Separate the discomfort from the decision. The unease you feel is about disappointing people you see regularly, not evidence you’re doing the wrong thing. Boards exist precisely because someone must enforce rules, budgets, or standards that aren’t always popular. If you’ve checked that the decision is fair, consistent with policy, and within your role, the discomfort is just the cost of the job — not a signal to reverse course.

Name the actual tradeoff. “Keeping the peace” usually just defers the conflict and shifts the cost onto someone else — the association’s finances, the rule-follower who gets punished for someone else’s exception, or your own credibility next time. Writing out concretely what “peace” costs (precedent set, money lost, fairness violated) makes it easier to see that the harder route is the lower-conflict one in the long term.

Lean on process, not personal authority. Decisions land better, and feel less personal to deliver, when they’re clearly grounded in the governing documents, a vote, or a precedent: “the bylaws require X” or “the board voted 4-1” — rather than “I decided.” That also makes it easier for you to hold the line without it feeling like a referendum on your relationship with a neighbor.
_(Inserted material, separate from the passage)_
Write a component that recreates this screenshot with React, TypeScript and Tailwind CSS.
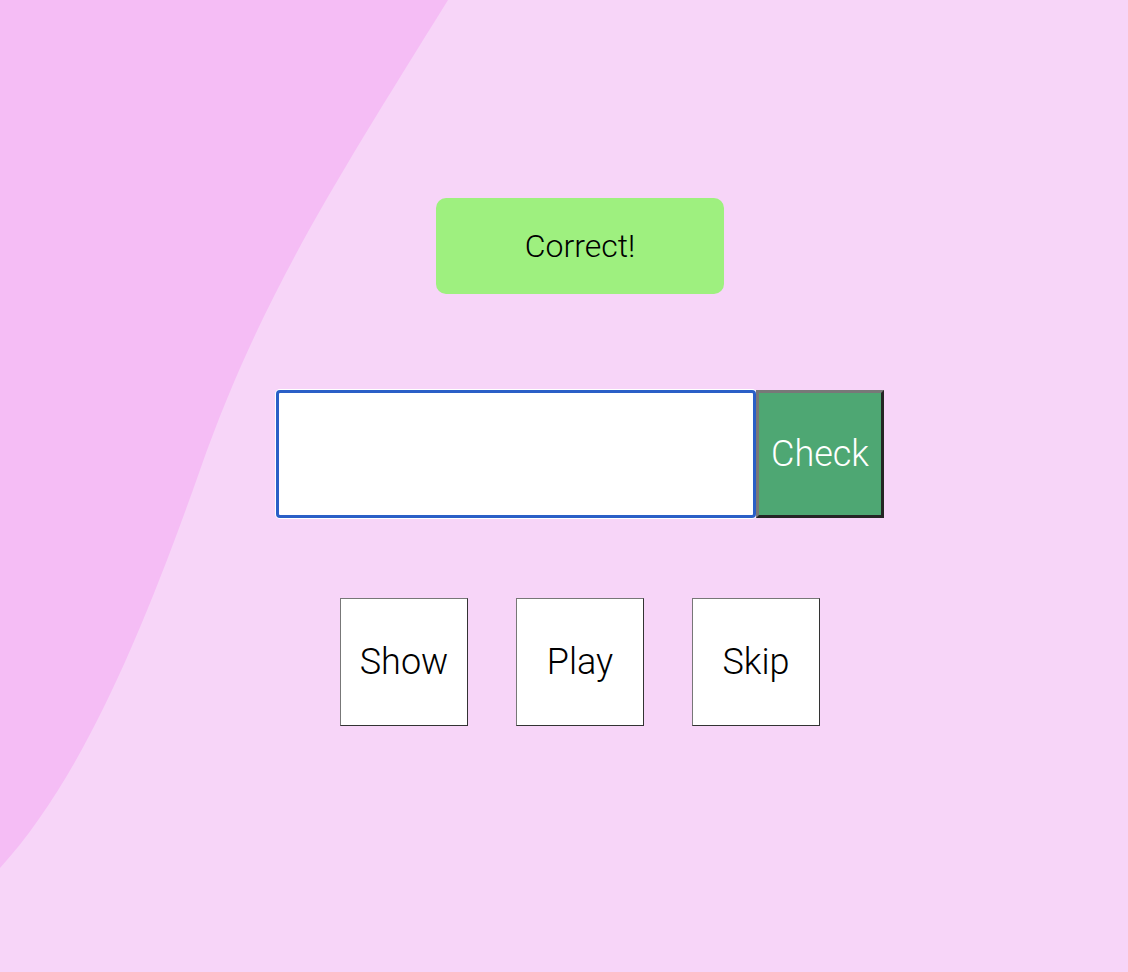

Give people a way to be heard without changing the outcome. A lot of the sting in these situations comes from feeling steamrolled, not from the outcome itself. A short explanation of why the decision was made and an acknowledgment that you understand it’s unwelcome often does more to preserve the relationship than caving in would.

Expect a cooldown, not permanent rupture. Neighbors are often frustrated in the moment and over it in a few weeks, especially if you are fair and transparent. The anticipatory dread is usually worse than the actual social fallout.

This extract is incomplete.